Source data.
☆ ☆ ☆ ☆ ☆

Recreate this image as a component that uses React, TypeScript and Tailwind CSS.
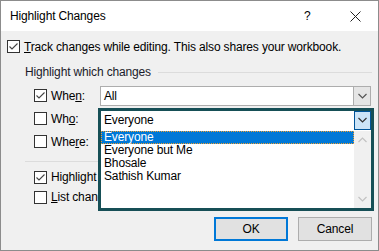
import React from "react";

const Check = ({ checked }: { checked: boolean }) => (
  <div className="w-[13px] h-[13px] shrink-0 border border-[#333333] bg-white flex items-center justify-center">
    {checked && (
      <svg width="11" height="11" viewBox="0 0 11 11">
        <path d="M1.5 5.5 L4 8 L9.5 2.5" fill="none" stroke="#444444" strokeWidth="1.1" />
      </svg>
    )}
  </div>
);

const Chevron = ({ up = false, color = "#333333" }: { up?: boolean; color?: string }) => (
  <svg width="9" height="6" viewBox="0 0 9 6">
    <path d={up ? "M0.5 5 L4.5 1 L8.5 5" : "M0.5 1 L4.5 5 L8.5 1"} fill="none" stroke={color} strokeWidth="1.2" />
  </svg>
);

const people = ["Everyone", "Everyone but Me", "Bhosale", "Sathish Kumar"];

export default function App() {
  return (
    <div
      className="w-[379px] h-[251px] border border-[#8c8c8c] bg-[#f0f0f0] flex flex-col text-[12px] text-black leading-none tracking-[-0.15px]"
      style={{ fontFamily: '"Liberation Sans", Arial, sans-serif' }}
    >
      {/* title bar */}
      <div className="h-[30px] bg-white flex items-center shrink-0">
        <span className="ml-[9px] text-[12px] flex-1">Highlight Changes</span>
        <span className="w-[10px] text-[12px] mr-[36px]">?</span>
        <svg width="11" height="11" viewBox="0 0 11 11" className="mr-[17px]">
          <path d="M0.5 0.5 L10.5 10.5 M10.5 0.5 L0.5 10.5" stroke="#222" strokeWidth="1" />
        </svg>
      </div>

      {/* body */}
      <div className="flex flex-col pt-[6px]">
        <div className="h-[19px] flex items-center pl-[6px] gap-[4px]">
          <Check checked />
          <span>
            <u>T</u>rack changes while editing. This also shares your workbook.
          </span>
        </div>

        <div className="h-[18px] mt-[7px] flex items-center pl-[24px] pr-[6px] gap-[7px]">
          <span className="text-[#1a1a2a]">Highlight which changes</span>
          <div className="flex-1 h-px bg-[#dcdcdc]" />
        </div>

        <div className="flex flex-col mt-[3px] pl-[33px]">
          <div className="h-[23px] flex items-center">
            <Check checked />
            <span className="ml-[4px] w-[49px]">
              Whe<u>n</u>:
            </span>
            <div className="w-[271px] h-[20px] bg-white border border-[#adadad] flex items-center">
              <span className="pl-[3px] flex-1">All</span>
              <div className="w-[17px] h-[18px] bg-[#e5e5e5] border-l border-[#adadad] flex items-center justify-center">
                <Chevron color="#555555" />
              </div>
            </div>
          </div>

          <div className="h-[23px] flex items-center">
            <Check checked={false} />
            <span className="ml-[4px] w-[49px]">
              Wh<u>o</u>:
            </span>
            <div className="relative w-[271px] h-[20px]">
              {/* open dropdown */}
              <div className="absolute left-[-2px] top-[-1px] w-[276px] h-[103px] border-[3px] border-[#164f56] bg-white flex flex-col z-10">
                <div className="h-[19px] flex items-center shrink-0">
                  <span className="pl-[3px] flex-1">Everyone</span>
                  <div className="w-[17px] h-[19px] bg-[#cce4f7] border border-[#005499] flex items-center justify-center">
                    <Chevron color="#333333" />
                  </div>
                </div>
                <div className="flex flex-1 mt-px">
                  <div className="flex-1 flex flex-col">
                    {people.map((p, i) => (
                      <div
                        key={p}
                        className={
                          i === 0
                            ? "h-[13px] flex items-center pl-[2px] bg-[#0078d7] text-white border border-dotted border-[#f0a030]"
                            : "h-[13px] flex items-center pl-[3px]"
                        }
                      >
                        {p}
                      </div>
                    ))}
                  </div>
                  <div className="w-[17px] bg-[#f0f0f0] flex flex-col items-center justify-between py-[6px]">
                    <Chevron up color="#c2c2c2" />
                    <Chevron color="#c2c2c2" />
                  </div>
                </div>
              </div>
            </div>
          </div>

          <div className="h-[23px] flex items-center">
            <Check checked={false} />
            <span className="ml-[4px]">
              Whe<u>r</u>e:
            </span>
          </div>
        </div>

        <div className="h-px bg-[#dcdcdc] ml-[24px] mr-[6px] mt-[8px]" />

        <div className="flex flex-col pl-[33px] mt-[5px]">
          <div className="h-[20px] flex items-center gap-[4px]">
            <Check checked />
            <span className="whitespace-nowrap">Highlight changes on screen</span>
          </div>
          <div className="h-[20px] flex items-center gap-[4px]">
            <Check checked={false} />
            <span className="whitespace-nowrap">
              <u>L</u>ist changes on a new sheet
            </span>
          </div>
        </div>

        <div className="flex justify-end gap-[10px] pr-[6px] mt-[10px]">
          <button className="w-[74px] h-[24px] bg-[#e1e1e1] border-2 border-[#0078d7] text-[12px]">OK</button>
          <button className="w-[74px] h-[24px] bg-[#e1e1e1] border border-[#adadad] text-[12px]">Cancel</button>
        </div>
      </div>
    </div>
  );
}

☆ ☆ ☆ ☆ ☆

Requirement.
Write out the listing above exactly as it stands, pictures excluded.

Task output.
Recreate this image as a component that uses React, TypeScript and Tailwind CSS.
import React from "react";

const Check = ({ checked }: { checked: boolean }) => (
  <div className="w-[13px] h-[13px] shrink-0 border border-[#333333] bg-white flex items-center justify-center">
    {checked && (
      <svg width="11" height="11" viewBox="0 0 11 11">
        <path d="M1.5 5.5 L4 8 L9.5 2.5" fill="none" stroke="#444444" strokeWidth="1.1" />
      </svg>
    )}
  </div>
);

const Chevron = ({ up = false, color = "#333333" }: { up?: boolean; color?: string }) => (
  <svg width="9" height="6" viewBox="0 0 9 6">
    <path d={up ? "M0.5 5 L4.5 1 L8.5 5" : "M0.5 1 L4.5 5 L8.5 1"} fill="none" stroke={color} strokeWidth="1.2" />
  </svg>
);

const people = ["Everyone", "Everyone but Me", "Bhosale", "Sathish Kumar"];

export default function App() {
  return (
    <div
      className="w-[379px] h-[251px] border border-[#8c8c8c] bg-[#f0f0f0] flex flex-col text-[12px] text-black leading-none tracking-[-0.15px]"
      style={{ fontFamily: '"Liberation Sans", Arial, sans-serif' }}
    >
      {/* title bar */}
      <div className="h-[30px] bg-white flex items-center shrink-0">
        <span className="ml-[9px] text-[12px] flex-1">Highlight Changes</span>
        <span className="w-[10px] text-[12px] mr-[36px]">?</span>
        <svg width="11" height="11" viewBox="0 0 11 11" className="mr-[17px]">
          <path d="M0.5 0.5 L10.5 10.5 M10.5 0.5 L0.5 10.5" stroke="#222" strokeWidth="1" />
        </svg>
      </div>

      {/* body */}
      <div className="flex flex-col pt-[6px]">
        <div className="h-[19px] flex items-center pl-[6px] gap-[4px]">
          <Check checked />
          <span>
            <u>T</u>rack changes while editing. This also shares your workbook.
          </span>
        </div>

        <div className="h-[18px] mt-[7px] flex items-center pl-[24px] pr-[6px] gap-[7px]">
          <span className="text-[#1a1a2a]">Highlight which changes</span>
          <div className="flex-1 h-px bg-[#dcdcdc]" />
        </div>

        <div className="flex flex-col mt-[3px] pl-[33px]">
          <div className="h-[23px] flex items-center">
            <Check checked />
            <span className="ml-[4px] w-[49px]">
              Whe<u>n</u>:
            </span>
            <div className="w-[271px] h-[20px] bg-white border border-[#adadad] flex items-center">
              <span className="pl-[3px] flex-1">All</span>
              <div className="w-[17px] h-[18px] bg-[#e5e5e5] border-l border-[#adadad] flex items-center justify-center">
                <Chevron color="#555555" />
              </div>
            </div>
          </div>

          <div className="h-[23px] flex items-center">
            <Check checked={false} />
            <span className="ml-[4px] w-[49px]">
              Wh<u>o</u>:
            </span>
            <div className="relative w-[271px] h-[20px]">
              {/* open dropdown */}
              <div className="absolute left-[-2px] top-[-1px] w-[276px] h-[103px] border-[3px] border-[#164f56] bg-white flex flex-col z-10">
                <div className="h-[19px] flex items-center shrink-0">
                  <span className="pl-[3px] flex-1">Everyone</span>
                  <div className="w-[17px] h-[19px] bg-[#cce4f7] border border-[#005499] flex items-center justify-center">
                    <Chevron color="#333333" />
                  </div>
                </div>
                <div className="flex flex-1 mt-px">
                  <div className="flex-1 flex flex-col">
                    {people.map((p, i) => (
                      <div
                        key={p}
                        className={
                          i === 0
                            ? "h-[13px] flex items-center pl-[2px] bg-[#0078d7] text-white border border-dotted border-[#f0a030]"
                            : "h-[13px] flex items-center pl-[3px]"
                        }
                      >
                        {p}
                      </div>
                    ))}
                  </div>
                  <div className="w-[17px] bg-[#f0f0f0] flex flex-col items-center justify-between py-[6px]">
                    <Chevron up color="#c2c2c2" />
                    <Chevron color="#c2c2c2" />
                  </div>
                </div>
              </div>
            </div>
          </div>

          <div className="h-[23px] flex items-center">
            <Check checked={false} />
            <span className="ml-[4px]">
              Whe<u>r</u>e:
            </span>
          </div>
        </div>

        <div className="h-px bg-[#dcdcdc] ml-[24px] mr-[6px] mt-[8px]" />

        <div className="flex flex-col pl-[33px] mt-[5px]">
          <div className="h-[20px] flex items-center gap-[4px]">
            <Check checked />
            <span className="whitespace-nowrap">Highlight changes on screen</span>
          </div>
          <div className="h-[20px] flex items-center gap-[4px]">
            <Check checked={false} />
            <span className="whitespace-nowrap">
              <u>L</u>ist changes on a new sheet
            </span>
          </div>
        </div>

        <div className="flex justify-end gap-[10px] pr-[6px] mt-[10px]">
          <button className="w-[74px] h-[24px] bg-[#e1e1e1] border-2 border-[#0078d7] text-[12px]">OK</button>
          <button className="w-[74px] h-[24px] bg-[#e1e1e1] border border-[#adadad] text-[12px]">Cancel</button>
        </div>
      </div>
    </div>
  );
}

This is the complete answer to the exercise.